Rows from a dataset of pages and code
☆ ☆ ☆ ☆ ☆
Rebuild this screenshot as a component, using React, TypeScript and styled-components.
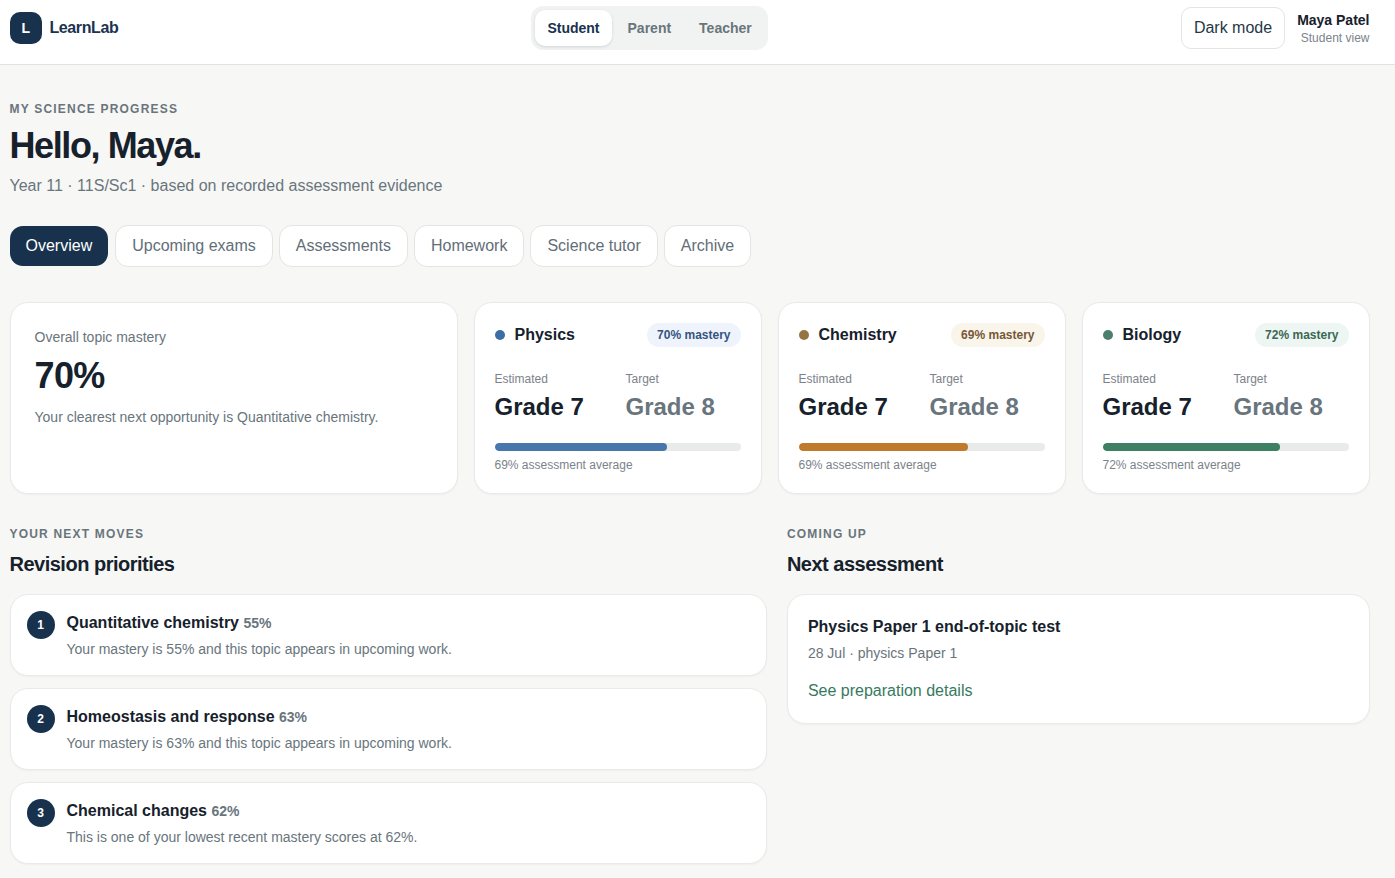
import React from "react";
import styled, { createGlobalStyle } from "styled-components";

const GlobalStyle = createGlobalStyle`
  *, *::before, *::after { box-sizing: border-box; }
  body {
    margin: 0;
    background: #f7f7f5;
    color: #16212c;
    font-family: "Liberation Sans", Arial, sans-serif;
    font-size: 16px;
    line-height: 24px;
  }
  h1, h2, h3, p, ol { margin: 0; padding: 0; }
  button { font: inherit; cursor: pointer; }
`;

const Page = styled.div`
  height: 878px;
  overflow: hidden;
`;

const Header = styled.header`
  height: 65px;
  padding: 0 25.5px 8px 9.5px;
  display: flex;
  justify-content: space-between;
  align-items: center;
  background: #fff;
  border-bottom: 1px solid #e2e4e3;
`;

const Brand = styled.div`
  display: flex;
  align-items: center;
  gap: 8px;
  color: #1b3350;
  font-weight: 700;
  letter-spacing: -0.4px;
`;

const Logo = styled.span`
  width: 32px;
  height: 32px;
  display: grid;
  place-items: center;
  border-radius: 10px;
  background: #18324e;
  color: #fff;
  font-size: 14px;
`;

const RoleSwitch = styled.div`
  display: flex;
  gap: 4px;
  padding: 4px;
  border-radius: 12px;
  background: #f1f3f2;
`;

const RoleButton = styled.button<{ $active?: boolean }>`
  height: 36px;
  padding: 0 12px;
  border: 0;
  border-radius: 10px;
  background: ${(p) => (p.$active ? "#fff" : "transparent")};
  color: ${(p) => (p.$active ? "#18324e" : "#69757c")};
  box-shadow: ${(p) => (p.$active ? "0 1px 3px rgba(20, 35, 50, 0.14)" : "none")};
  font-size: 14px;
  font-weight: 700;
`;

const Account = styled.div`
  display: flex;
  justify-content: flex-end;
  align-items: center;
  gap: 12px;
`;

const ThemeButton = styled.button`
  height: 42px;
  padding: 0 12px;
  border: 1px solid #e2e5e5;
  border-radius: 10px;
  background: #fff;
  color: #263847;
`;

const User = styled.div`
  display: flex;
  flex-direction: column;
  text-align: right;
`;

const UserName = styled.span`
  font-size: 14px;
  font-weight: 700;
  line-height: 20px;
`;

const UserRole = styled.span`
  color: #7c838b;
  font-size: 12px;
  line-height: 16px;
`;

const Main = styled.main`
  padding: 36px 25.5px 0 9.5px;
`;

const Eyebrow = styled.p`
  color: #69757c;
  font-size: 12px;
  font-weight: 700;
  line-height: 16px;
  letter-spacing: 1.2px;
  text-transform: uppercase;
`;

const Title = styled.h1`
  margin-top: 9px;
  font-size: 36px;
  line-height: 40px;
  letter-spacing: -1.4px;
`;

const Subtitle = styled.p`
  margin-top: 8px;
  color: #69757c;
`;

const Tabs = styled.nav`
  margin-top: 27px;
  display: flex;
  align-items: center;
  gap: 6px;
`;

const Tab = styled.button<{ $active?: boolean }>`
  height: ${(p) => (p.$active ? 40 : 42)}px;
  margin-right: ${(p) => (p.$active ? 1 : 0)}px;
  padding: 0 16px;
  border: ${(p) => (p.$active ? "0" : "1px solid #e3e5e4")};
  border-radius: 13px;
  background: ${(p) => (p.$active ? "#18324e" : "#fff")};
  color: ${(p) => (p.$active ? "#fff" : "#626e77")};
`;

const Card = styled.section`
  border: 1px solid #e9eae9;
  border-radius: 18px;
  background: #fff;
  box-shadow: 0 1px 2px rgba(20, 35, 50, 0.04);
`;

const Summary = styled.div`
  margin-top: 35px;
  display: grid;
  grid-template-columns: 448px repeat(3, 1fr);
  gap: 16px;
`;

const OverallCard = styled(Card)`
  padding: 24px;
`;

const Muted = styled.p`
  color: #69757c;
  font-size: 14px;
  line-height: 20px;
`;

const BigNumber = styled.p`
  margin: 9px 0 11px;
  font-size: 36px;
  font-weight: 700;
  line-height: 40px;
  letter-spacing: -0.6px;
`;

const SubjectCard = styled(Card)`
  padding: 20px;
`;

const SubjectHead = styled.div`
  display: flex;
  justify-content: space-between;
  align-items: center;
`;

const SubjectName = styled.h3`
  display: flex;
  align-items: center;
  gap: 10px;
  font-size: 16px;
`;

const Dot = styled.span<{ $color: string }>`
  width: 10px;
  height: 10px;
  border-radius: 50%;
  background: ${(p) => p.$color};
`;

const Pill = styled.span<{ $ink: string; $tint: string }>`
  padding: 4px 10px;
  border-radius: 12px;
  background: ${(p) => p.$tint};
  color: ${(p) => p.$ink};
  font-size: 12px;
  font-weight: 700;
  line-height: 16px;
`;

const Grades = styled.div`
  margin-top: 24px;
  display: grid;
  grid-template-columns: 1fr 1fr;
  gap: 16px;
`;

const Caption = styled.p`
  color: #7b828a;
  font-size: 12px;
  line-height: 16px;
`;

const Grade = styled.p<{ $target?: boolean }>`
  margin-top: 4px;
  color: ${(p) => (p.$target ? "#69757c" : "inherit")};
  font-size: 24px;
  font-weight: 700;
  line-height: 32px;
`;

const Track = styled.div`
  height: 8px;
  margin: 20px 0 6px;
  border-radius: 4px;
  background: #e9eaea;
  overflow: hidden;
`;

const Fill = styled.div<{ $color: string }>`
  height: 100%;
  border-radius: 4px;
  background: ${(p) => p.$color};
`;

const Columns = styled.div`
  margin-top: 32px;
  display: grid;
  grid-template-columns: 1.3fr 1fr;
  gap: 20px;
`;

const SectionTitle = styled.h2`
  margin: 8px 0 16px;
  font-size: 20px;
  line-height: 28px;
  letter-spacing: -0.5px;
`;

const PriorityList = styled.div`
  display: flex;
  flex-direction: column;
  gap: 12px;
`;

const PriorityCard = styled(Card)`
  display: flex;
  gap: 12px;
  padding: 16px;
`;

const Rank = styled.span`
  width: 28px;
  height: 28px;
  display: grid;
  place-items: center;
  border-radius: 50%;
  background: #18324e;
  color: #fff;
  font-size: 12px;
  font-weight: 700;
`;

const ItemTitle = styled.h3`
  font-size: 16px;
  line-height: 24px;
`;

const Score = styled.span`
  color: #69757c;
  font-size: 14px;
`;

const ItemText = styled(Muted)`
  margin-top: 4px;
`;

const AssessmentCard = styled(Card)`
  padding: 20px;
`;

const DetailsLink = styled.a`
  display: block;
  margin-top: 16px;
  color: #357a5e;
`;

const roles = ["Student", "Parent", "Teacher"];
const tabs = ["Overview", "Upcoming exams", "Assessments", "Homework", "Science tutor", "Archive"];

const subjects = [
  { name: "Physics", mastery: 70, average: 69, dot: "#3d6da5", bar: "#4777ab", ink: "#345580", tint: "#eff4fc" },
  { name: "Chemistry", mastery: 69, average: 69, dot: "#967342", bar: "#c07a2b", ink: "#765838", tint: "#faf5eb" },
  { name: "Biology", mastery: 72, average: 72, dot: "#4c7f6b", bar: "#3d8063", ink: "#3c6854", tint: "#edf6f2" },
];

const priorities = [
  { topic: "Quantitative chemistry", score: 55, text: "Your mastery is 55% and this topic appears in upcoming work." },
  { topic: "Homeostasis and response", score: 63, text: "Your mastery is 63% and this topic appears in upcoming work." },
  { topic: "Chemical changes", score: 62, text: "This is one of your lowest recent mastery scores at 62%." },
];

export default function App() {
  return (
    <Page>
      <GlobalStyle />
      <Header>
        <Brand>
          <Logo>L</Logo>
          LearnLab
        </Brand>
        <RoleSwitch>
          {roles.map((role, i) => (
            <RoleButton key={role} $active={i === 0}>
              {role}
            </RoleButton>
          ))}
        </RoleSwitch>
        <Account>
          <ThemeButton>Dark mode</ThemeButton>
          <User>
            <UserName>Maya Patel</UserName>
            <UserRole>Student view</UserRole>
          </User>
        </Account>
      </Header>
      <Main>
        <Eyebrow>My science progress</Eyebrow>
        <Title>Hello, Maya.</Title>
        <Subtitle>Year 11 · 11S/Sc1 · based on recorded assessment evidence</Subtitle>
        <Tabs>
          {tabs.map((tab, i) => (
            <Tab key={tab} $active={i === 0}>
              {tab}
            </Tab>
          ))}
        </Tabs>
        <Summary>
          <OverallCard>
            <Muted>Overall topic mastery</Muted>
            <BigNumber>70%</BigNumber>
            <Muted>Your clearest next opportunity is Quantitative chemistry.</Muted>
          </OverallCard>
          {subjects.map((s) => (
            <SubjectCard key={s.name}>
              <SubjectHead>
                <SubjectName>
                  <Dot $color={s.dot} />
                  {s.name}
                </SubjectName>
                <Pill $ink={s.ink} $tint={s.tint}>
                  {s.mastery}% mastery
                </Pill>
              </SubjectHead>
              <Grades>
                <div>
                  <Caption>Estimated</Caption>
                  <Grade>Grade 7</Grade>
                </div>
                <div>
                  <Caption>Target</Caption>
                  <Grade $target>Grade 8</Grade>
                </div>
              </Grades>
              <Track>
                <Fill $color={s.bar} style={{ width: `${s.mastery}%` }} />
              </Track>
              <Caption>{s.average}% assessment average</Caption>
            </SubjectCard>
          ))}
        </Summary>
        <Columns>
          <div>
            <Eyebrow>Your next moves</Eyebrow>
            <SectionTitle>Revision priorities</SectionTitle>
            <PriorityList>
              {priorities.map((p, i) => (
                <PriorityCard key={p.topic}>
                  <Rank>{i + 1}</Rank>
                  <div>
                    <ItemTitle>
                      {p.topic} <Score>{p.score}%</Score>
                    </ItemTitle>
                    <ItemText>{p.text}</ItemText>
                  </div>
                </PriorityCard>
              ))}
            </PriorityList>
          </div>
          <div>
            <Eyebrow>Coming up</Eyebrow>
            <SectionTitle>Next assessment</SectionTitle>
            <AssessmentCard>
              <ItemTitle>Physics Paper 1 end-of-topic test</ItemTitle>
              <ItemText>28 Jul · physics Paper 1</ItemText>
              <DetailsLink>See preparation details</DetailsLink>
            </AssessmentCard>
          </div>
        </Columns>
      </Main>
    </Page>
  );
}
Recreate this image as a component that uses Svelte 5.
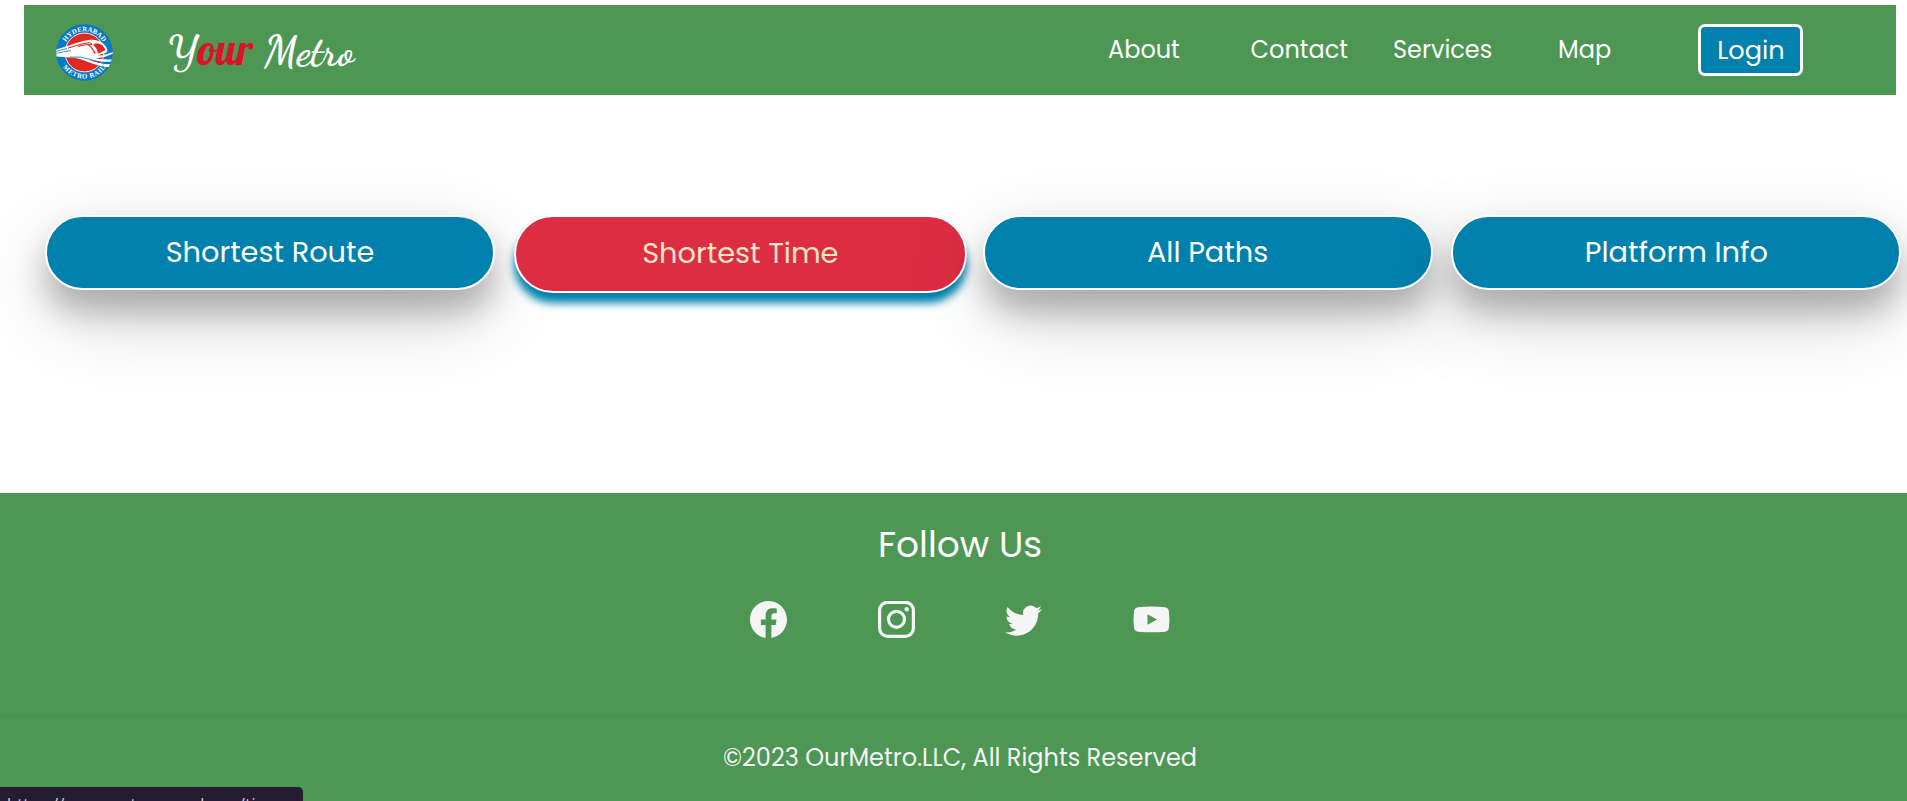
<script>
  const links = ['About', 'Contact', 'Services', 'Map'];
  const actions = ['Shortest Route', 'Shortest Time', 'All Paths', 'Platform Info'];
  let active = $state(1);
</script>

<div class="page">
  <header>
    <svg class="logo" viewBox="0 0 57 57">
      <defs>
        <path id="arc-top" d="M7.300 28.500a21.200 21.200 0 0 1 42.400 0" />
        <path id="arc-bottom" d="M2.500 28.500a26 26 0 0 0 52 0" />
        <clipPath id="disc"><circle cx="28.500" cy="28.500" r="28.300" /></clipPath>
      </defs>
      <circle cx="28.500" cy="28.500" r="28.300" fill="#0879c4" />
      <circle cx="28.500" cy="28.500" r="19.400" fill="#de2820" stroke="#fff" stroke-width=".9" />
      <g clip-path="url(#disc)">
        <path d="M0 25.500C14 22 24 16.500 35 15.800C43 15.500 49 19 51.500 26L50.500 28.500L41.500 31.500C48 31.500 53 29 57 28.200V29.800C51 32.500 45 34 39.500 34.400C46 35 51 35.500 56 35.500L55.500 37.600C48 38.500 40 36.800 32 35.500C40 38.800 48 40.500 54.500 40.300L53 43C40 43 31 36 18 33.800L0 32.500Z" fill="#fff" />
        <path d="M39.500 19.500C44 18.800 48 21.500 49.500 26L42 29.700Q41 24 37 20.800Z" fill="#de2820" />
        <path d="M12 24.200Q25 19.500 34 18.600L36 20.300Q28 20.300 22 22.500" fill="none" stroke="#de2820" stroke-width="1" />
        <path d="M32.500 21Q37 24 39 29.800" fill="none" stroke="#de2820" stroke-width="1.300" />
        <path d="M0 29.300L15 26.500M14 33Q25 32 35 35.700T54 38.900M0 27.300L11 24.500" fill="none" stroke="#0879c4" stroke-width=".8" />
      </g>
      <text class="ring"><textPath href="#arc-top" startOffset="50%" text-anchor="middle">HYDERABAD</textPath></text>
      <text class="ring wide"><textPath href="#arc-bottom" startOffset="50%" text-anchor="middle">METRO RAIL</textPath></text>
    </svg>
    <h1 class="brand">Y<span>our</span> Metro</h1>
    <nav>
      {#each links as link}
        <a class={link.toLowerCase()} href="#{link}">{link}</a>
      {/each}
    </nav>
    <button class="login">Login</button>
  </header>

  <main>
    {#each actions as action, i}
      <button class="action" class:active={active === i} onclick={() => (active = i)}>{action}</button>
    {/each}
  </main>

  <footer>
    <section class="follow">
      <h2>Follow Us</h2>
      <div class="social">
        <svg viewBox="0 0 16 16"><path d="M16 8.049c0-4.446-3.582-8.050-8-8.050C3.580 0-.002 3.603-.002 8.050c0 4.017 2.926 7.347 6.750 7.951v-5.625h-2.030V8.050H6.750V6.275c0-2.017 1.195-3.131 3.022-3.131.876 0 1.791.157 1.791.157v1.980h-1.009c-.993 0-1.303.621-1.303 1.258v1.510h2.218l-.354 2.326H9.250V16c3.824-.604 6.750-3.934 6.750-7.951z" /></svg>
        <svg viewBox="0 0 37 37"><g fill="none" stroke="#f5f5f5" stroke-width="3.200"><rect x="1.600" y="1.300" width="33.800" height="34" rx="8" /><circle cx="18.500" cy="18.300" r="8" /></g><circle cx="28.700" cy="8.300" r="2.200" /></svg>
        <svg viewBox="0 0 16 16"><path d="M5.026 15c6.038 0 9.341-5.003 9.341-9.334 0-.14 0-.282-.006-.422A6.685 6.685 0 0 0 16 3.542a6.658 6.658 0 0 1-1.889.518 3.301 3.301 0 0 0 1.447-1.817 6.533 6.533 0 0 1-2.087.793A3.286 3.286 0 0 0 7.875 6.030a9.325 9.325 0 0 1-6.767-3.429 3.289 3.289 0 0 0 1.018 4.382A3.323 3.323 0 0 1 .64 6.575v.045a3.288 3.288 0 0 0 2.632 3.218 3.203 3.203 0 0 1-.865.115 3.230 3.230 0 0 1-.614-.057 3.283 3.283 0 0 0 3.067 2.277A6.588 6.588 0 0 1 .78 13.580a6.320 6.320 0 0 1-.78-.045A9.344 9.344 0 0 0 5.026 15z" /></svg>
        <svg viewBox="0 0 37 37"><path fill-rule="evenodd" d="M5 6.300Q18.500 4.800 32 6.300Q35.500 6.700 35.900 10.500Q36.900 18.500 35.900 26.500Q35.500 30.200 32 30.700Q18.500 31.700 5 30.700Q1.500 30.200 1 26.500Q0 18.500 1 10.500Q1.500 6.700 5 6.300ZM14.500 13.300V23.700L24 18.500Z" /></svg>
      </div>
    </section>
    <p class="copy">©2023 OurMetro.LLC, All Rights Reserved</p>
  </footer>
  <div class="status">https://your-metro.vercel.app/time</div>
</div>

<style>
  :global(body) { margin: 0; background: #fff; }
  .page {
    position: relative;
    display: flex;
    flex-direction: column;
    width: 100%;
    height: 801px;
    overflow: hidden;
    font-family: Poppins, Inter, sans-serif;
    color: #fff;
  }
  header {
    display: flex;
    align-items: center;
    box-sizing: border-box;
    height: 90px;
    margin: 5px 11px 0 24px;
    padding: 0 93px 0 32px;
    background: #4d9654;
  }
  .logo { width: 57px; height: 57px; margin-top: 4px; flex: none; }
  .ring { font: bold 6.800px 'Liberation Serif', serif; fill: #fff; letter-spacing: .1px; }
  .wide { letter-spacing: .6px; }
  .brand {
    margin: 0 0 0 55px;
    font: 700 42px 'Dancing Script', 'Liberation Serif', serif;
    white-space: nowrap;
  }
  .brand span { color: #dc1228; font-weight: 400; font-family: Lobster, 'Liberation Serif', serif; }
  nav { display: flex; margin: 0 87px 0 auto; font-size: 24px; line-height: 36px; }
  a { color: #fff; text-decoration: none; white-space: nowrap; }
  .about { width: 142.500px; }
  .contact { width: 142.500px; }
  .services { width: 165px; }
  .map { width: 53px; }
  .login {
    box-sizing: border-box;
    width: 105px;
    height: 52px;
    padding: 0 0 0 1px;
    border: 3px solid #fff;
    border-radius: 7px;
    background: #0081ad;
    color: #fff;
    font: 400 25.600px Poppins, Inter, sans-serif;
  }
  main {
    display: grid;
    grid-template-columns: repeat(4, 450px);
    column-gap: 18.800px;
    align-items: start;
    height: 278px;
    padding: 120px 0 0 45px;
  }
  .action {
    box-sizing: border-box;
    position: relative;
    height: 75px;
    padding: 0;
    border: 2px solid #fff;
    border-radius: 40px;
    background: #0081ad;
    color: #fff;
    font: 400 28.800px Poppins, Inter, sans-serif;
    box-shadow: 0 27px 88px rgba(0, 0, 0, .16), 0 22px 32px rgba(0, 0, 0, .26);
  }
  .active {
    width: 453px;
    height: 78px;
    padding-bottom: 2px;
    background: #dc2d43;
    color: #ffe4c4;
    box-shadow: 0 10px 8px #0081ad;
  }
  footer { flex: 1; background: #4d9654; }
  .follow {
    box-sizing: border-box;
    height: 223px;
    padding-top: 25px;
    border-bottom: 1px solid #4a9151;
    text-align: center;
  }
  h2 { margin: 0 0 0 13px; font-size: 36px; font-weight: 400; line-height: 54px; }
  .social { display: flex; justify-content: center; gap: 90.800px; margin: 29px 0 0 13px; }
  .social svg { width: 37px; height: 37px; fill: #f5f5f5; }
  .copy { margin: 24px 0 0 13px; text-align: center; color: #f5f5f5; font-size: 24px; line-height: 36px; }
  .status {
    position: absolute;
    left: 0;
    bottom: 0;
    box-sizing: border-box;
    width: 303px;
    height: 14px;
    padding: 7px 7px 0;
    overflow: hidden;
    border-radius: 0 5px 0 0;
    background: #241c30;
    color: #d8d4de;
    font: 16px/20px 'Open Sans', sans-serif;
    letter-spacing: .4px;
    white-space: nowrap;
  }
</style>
☆ ☆ ☆ ☆ ☆
Objective :: Collect every line above that contains the word "React".

Solution to this task ::
Rebuild this screenshot as a component, using React, TypeScript and styled-components.
import React from "react";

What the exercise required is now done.